[PROBLEM] Skipping all pictures, set down the lines of the listing from the first through the one with "<sign-in-page></sign-in-page>".

[DATASET SECTION]
>> START

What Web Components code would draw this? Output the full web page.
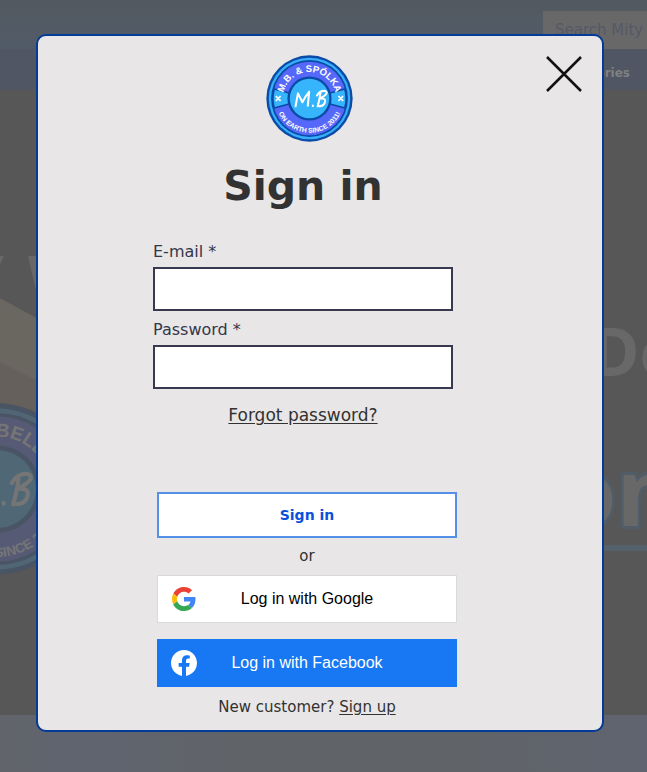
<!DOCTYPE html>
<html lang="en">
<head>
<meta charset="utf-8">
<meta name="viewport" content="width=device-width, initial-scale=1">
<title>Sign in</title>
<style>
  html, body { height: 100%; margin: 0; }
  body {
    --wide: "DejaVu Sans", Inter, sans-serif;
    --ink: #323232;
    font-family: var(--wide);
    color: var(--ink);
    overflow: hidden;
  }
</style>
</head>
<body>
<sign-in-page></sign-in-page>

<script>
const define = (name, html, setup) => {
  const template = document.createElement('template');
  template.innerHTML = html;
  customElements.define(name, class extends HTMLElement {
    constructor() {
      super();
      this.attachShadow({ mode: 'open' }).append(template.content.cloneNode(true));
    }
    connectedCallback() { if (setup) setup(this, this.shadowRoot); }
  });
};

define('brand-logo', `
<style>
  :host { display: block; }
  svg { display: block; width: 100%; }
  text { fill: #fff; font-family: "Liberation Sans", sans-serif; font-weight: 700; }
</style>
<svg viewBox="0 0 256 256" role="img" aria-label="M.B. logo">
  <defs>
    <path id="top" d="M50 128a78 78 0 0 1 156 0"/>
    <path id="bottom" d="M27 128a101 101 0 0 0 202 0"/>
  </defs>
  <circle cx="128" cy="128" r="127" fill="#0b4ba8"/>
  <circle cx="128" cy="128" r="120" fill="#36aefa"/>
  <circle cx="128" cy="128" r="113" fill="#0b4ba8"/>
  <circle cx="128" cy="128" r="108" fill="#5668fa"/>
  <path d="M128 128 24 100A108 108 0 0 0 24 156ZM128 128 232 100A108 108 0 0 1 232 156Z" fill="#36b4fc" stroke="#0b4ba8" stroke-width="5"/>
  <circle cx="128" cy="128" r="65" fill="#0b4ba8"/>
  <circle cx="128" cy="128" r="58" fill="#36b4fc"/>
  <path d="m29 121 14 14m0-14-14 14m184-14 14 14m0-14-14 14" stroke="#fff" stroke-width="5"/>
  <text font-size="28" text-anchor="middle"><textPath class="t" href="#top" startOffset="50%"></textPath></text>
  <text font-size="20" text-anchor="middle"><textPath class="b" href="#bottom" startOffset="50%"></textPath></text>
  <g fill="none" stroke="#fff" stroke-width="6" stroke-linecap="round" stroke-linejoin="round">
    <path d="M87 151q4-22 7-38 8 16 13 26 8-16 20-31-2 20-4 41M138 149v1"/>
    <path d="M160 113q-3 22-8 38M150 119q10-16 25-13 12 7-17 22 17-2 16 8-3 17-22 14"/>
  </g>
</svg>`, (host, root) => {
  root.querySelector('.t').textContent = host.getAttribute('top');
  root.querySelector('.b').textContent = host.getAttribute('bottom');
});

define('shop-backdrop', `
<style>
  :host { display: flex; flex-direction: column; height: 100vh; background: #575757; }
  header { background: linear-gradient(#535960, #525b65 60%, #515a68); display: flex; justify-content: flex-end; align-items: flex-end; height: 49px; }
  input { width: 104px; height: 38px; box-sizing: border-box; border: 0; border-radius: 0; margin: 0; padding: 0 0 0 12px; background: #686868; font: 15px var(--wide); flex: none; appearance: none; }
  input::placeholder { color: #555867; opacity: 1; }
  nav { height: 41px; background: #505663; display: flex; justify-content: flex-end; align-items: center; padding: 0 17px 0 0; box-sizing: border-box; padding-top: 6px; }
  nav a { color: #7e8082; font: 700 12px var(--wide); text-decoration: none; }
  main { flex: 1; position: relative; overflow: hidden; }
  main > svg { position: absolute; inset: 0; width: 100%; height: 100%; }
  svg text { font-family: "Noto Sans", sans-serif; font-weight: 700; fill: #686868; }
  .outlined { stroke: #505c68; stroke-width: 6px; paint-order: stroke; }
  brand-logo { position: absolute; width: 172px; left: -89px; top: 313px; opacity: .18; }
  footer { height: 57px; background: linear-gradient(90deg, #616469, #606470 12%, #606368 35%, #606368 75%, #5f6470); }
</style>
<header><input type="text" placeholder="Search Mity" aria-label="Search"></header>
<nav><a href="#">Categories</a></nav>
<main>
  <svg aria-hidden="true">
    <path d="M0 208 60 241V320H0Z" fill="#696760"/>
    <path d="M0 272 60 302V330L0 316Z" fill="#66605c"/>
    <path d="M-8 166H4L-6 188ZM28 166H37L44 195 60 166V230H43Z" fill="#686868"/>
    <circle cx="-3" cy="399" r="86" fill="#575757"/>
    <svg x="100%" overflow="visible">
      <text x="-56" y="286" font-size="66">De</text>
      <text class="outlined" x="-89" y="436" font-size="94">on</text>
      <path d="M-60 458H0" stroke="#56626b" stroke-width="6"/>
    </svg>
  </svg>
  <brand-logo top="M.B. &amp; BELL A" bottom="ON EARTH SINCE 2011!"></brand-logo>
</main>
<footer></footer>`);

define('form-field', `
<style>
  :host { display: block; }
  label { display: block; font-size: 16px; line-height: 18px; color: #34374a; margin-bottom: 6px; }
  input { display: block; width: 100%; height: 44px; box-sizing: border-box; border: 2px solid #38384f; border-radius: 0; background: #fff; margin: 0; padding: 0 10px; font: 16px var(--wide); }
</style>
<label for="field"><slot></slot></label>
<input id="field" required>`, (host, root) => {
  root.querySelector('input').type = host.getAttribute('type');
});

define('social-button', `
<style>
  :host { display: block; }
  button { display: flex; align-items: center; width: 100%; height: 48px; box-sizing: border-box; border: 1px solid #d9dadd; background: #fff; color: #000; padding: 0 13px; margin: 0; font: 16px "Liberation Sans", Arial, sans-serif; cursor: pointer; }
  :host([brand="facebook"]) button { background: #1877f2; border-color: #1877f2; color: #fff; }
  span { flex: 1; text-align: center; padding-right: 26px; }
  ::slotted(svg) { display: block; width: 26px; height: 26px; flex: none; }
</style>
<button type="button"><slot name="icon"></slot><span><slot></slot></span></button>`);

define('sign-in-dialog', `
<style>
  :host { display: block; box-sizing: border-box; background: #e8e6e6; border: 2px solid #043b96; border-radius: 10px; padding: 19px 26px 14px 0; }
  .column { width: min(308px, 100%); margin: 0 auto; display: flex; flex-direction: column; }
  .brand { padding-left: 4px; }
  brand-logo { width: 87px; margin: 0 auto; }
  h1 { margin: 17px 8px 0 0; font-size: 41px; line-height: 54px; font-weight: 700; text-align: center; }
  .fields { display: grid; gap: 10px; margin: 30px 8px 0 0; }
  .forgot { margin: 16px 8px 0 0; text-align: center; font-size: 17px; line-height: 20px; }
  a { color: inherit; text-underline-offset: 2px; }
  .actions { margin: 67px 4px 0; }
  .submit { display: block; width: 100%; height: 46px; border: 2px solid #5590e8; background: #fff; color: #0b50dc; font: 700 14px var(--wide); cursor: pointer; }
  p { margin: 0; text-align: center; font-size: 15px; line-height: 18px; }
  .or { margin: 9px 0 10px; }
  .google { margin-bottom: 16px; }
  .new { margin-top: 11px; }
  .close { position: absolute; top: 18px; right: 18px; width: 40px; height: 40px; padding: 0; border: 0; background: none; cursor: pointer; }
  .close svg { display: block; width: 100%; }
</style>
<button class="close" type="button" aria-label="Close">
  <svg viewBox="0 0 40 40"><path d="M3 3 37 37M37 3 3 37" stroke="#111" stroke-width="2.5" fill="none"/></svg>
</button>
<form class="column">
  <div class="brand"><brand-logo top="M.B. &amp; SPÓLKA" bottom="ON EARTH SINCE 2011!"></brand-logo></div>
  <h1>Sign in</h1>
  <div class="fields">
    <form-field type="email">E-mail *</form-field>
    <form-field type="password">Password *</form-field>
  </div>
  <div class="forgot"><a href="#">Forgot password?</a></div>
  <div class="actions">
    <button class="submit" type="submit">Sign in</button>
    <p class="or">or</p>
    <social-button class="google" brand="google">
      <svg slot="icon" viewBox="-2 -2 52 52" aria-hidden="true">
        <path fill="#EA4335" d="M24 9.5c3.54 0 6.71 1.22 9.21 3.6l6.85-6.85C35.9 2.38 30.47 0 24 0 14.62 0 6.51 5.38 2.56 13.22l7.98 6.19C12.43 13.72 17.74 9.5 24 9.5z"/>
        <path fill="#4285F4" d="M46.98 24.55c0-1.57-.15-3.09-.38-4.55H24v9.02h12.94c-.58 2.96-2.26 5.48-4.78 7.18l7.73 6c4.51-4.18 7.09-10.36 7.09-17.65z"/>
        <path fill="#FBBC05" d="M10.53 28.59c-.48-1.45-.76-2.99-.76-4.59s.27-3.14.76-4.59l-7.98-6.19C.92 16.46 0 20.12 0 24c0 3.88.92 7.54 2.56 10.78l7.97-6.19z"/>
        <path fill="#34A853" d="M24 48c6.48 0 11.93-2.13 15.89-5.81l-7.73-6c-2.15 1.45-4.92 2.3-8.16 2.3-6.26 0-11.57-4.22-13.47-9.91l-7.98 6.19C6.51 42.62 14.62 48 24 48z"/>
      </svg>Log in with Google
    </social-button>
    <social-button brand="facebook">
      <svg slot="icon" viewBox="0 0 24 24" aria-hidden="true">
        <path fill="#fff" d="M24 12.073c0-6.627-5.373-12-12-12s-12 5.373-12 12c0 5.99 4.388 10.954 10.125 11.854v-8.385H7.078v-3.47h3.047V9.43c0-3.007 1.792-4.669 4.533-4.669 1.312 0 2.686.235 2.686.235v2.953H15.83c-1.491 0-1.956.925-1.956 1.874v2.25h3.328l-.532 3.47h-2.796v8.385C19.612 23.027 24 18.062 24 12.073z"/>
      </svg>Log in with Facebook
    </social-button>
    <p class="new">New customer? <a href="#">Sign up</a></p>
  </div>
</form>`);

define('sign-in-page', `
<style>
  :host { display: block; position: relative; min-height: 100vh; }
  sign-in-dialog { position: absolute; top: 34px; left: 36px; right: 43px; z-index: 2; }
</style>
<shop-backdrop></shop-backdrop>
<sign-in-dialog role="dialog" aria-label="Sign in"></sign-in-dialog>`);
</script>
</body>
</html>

>> END

[THE ANSWER]
What Web Components code would draw this? Output the full web page.
<!DOCTYPE html>
<html lang="en">
<head>
<meta charset="utf-8">
<meta name="viewport" content="width=device-width, initial-scale=1">
<title>Sign in</title>
<style>
  html, body { height: 100%; margin: 0; }
  body {
    --wide: "DejaVu Sans", Inter, sans-serif;
    --ink: #323232;
    font-family: var(--wide);
    color: var(--ink);
    overflow: hidden;
  }
</style>
</head>
<body>
<sign-in-page></sign-in-page>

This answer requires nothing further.